→ **Task details**
Bring together all lines of the material below that contain the string "React".

→ **Source material**
------------------------------------------------

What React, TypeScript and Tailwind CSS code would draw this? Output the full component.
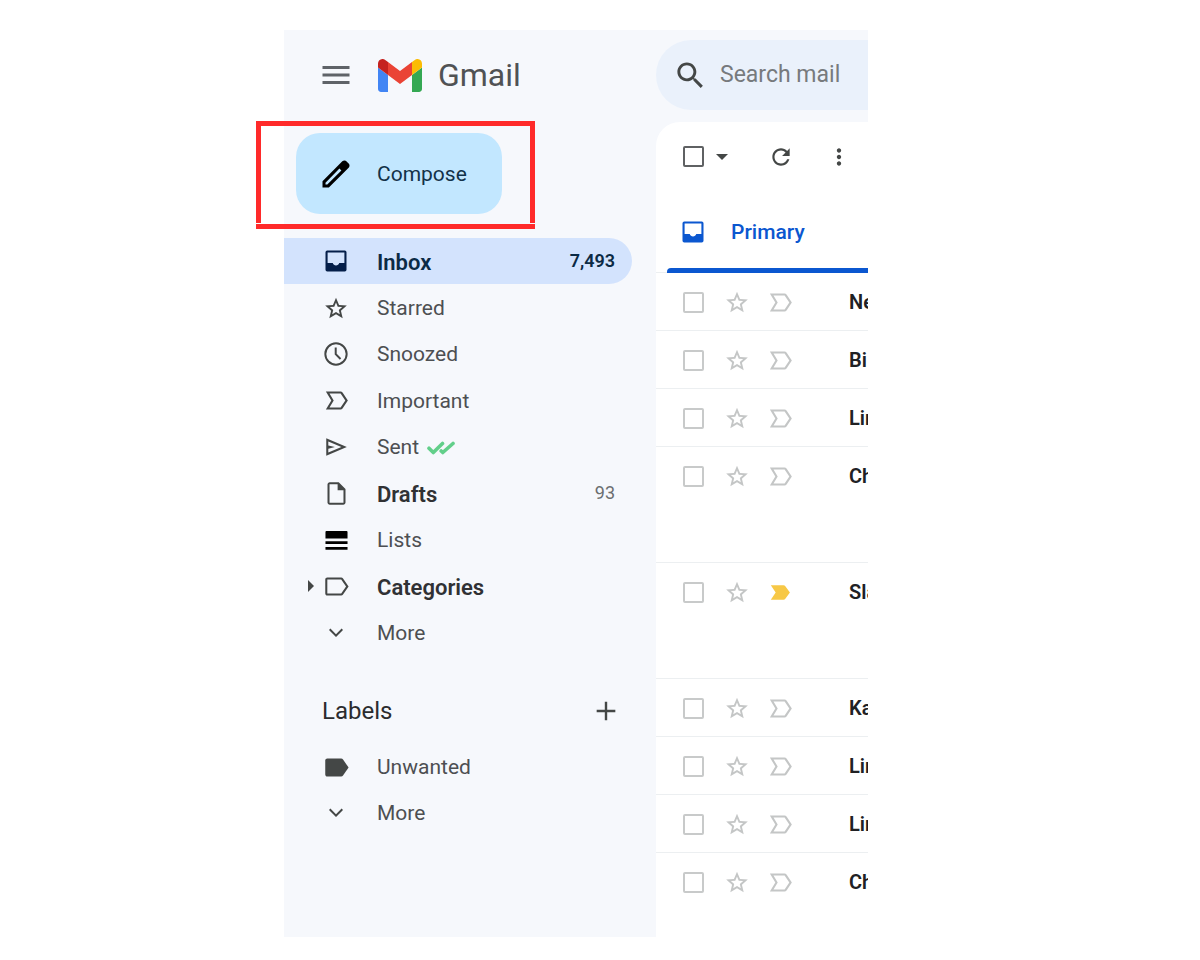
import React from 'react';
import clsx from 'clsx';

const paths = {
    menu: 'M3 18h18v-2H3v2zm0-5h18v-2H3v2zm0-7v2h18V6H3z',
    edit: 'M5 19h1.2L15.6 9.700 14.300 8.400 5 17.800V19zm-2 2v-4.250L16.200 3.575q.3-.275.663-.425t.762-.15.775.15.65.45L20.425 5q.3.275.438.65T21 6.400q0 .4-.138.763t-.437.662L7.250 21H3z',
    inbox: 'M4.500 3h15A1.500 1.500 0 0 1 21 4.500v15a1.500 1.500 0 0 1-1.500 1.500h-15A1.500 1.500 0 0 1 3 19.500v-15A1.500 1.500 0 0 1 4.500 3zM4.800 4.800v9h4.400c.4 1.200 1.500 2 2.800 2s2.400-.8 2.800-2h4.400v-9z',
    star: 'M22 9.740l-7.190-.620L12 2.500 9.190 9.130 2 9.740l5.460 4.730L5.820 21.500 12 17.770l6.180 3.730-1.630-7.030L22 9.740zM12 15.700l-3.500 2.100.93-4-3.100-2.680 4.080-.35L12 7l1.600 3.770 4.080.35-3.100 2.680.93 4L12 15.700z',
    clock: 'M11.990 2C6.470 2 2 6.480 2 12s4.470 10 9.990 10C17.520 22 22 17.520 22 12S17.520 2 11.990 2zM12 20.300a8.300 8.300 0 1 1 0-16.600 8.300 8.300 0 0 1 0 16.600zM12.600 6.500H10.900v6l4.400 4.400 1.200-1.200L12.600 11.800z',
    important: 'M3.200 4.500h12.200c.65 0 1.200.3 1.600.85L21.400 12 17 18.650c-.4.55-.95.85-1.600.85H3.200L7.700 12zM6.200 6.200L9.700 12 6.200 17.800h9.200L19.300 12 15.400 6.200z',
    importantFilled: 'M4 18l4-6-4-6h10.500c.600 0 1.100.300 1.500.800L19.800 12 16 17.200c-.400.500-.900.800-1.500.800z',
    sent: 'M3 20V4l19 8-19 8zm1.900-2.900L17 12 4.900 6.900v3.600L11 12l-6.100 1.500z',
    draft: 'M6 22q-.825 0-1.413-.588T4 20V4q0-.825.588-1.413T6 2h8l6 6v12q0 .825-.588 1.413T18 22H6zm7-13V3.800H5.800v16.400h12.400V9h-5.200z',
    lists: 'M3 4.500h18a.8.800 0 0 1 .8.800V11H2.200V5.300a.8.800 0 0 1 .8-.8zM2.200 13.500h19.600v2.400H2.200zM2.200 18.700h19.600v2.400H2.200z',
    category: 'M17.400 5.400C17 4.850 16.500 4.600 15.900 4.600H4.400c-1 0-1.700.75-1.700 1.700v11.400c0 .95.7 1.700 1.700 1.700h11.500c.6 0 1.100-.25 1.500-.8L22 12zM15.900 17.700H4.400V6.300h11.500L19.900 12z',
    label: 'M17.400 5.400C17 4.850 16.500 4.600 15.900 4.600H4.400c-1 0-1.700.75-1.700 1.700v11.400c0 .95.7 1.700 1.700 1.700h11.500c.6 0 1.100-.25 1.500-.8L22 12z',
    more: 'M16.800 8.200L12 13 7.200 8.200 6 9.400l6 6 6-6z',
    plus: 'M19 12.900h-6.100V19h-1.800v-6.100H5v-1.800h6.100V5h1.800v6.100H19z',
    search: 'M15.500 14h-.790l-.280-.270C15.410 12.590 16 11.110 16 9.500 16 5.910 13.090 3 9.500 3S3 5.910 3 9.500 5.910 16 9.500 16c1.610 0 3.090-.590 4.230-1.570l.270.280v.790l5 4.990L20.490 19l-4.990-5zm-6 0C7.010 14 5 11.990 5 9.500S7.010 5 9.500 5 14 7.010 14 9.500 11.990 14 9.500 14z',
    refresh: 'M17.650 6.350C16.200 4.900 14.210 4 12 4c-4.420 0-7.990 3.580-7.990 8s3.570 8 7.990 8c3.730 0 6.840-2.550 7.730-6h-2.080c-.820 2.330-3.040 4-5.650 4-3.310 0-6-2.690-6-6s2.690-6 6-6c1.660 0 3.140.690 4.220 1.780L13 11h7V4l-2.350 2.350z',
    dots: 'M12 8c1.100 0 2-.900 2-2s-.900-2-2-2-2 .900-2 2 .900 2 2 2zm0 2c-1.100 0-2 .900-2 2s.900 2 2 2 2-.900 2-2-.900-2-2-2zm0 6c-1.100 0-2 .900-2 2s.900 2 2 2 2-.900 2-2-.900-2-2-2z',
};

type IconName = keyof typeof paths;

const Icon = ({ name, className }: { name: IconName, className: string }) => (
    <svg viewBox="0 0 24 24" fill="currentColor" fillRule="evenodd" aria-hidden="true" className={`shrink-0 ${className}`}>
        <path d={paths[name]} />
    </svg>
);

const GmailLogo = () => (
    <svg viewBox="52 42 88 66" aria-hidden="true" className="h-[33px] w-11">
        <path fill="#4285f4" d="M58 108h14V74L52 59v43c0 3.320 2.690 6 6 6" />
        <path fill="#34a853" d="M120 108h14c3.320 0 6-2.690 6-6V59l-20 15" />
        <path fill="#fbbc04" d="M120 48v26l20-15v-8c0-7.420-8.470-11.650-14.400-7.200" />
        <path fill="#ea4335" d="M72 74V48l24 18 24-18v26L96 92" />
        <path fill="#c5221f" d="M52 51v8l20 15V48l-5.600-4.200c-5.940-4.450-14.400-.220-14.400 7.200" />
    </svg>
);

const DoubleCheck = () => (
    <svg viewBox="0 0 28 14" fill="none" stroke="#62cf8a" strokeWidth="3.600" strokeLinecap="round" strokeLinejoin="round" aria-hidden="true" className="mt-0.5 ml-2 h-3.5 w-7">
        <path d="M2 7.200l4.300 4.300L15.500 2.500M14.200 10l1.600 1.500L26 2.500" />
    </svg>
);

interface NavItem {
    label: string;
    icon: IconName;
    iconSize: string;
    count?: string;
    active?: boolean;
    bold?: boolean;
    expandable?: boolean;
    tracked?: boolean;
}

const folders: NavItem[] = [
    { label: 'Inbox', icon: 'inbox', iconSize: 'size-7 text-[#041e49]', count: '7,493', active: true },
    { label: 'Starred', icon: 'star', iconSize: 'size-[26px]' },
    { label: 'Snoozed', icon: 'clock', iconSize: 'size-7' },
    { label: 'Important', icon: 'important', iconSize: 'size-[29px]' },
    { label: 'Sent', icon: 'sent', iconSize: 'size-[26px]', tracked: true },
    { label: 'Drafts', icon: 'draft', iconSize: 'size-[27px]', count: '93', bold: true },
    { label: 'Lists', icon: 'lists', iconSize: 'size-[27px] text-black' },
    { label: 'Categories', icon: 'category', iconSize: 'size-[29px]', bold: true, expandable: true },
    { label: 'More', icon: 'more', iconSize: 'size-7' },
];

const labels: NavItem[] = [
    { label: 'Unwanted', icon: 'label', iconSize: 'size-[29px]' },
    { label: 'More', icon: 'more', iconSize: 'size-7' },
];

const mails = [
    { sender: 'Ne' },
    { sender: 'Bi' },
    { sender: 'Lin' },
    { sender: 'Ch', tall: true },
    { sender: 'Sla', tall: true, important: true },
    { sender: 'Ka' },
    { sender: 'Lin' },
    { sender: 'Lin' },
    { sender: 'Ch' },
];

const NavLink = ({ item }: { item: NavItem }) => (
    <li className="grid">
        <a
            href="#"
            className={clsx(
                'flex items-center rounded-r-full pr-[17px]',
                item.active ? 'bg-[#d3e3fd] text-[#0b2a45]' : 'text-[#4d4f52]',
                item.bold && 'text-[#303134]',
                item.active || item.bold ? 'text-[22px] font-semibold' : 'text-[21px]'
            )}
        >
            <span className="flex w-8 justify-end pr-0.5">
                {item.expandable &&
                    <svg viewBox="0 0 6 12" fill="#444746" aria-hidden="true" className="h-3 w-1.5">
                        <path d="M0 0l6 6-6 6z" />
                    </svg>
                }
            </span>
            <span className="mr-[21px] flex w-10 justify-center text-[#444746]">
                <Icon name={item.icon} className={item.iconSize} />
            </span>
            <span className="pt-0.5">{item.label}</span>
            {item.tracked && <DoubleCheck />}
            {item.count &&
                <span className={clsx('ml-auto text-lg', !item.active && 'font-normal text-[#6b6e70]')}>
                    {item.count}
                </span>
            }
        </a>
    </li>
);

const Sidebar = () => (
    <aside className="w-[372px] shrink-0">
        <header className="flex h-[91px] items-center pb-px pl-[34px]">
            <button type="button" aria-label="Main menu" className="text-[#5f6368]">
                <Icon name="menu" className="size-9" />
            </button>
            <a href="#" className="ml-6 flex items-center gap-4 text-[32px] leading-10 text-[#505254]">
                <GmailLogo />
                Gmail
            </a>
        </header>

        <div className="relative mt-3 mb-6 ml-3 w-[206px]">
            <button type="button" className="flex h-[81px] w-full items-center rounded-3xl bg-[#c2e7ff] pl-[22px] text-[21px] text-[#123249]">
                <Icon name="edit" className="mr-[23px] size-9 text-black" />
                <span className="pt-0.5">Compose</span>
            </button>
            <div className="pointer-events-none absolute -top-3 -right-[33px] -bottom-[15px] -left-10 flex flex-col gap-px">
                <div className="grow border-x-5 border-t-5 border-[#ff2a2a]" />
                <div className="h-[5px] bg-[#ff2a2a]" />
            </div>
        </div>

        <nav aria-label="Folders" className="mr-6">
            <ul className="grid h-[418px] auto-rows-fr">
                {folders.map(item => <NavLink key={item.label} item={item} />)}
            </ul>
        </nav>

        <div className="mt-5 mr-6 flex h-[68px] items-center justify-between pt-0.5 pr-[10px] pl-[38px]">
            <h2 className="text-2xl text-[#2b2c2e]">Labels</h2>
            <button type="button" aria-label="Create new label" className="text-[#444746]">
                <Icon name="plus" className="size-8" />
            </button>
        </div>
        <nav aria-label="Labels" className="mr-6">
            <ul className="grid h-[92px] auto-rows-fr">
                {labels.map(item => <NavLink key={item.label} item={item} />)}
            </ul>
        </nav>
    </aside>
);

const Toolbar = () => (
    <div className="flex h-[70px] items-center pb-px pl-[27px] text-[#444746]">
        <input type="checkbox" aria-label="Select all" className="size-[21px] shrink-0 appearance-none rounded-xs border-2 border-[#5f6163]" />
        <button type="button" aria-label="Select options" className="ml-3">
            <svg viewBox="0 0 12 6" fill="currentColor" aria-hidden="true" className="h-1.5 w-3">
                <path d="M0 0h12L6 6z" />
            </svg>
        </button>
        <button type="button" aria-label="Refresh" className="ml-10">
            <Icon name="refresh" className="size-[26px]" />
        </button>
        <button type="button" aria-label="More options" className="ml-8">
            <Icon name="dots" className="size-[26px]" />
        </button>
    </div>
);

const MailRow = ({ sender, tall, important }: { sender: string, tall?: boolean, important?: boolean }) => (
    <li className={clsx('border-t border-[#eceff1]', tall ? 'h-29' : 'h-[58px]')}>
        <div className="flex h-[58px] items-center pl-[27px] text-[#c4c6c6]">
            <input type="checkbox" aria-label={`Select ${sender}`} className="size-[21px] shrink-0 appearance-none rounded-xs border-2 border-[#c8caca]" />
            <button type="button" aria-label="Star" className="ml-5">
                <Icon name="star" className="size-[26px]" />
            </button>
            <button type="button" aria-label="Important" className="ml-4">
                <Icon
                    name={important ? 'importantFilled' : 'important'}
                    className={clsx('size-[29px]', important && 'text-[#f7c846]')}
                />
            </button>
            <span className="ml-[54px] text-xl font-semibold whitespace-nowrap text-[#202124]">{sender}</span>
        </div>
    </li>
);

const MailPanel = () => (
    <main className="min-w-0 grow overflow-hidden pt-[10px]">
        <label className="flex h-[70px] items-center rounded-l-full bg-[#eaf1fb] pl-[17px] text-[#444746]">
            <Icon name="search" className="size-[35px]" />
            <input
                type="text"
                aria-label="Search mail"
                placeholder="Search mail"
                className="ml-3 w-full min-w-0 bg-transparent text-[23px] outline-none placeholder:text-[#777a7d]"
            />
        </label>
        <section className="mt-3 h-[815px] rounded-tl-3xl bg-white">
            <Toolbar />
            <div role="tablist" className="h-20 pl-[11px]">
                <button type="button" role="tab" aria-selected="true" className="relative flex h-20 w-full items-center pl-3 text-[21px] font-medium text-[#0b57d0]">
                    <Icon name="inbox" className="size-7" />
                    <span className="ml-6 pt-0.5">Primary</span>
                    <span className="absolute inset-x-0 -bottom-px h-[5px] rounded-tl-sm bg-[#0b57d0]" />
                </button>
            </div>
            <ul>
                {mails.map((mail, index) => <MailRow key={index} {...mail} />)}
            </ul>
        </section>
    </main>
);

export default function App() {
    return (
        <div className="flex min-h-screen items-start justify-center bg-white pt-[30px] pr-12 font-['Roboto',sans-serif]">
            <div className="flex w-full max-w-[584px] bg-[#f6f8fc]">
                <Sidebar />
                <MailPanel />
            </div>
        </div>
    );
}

------------------------------------------------

→ **Result**
What React, TypeScript and Tailwind CSS code would draw this? Output the full component.
import React from 'react';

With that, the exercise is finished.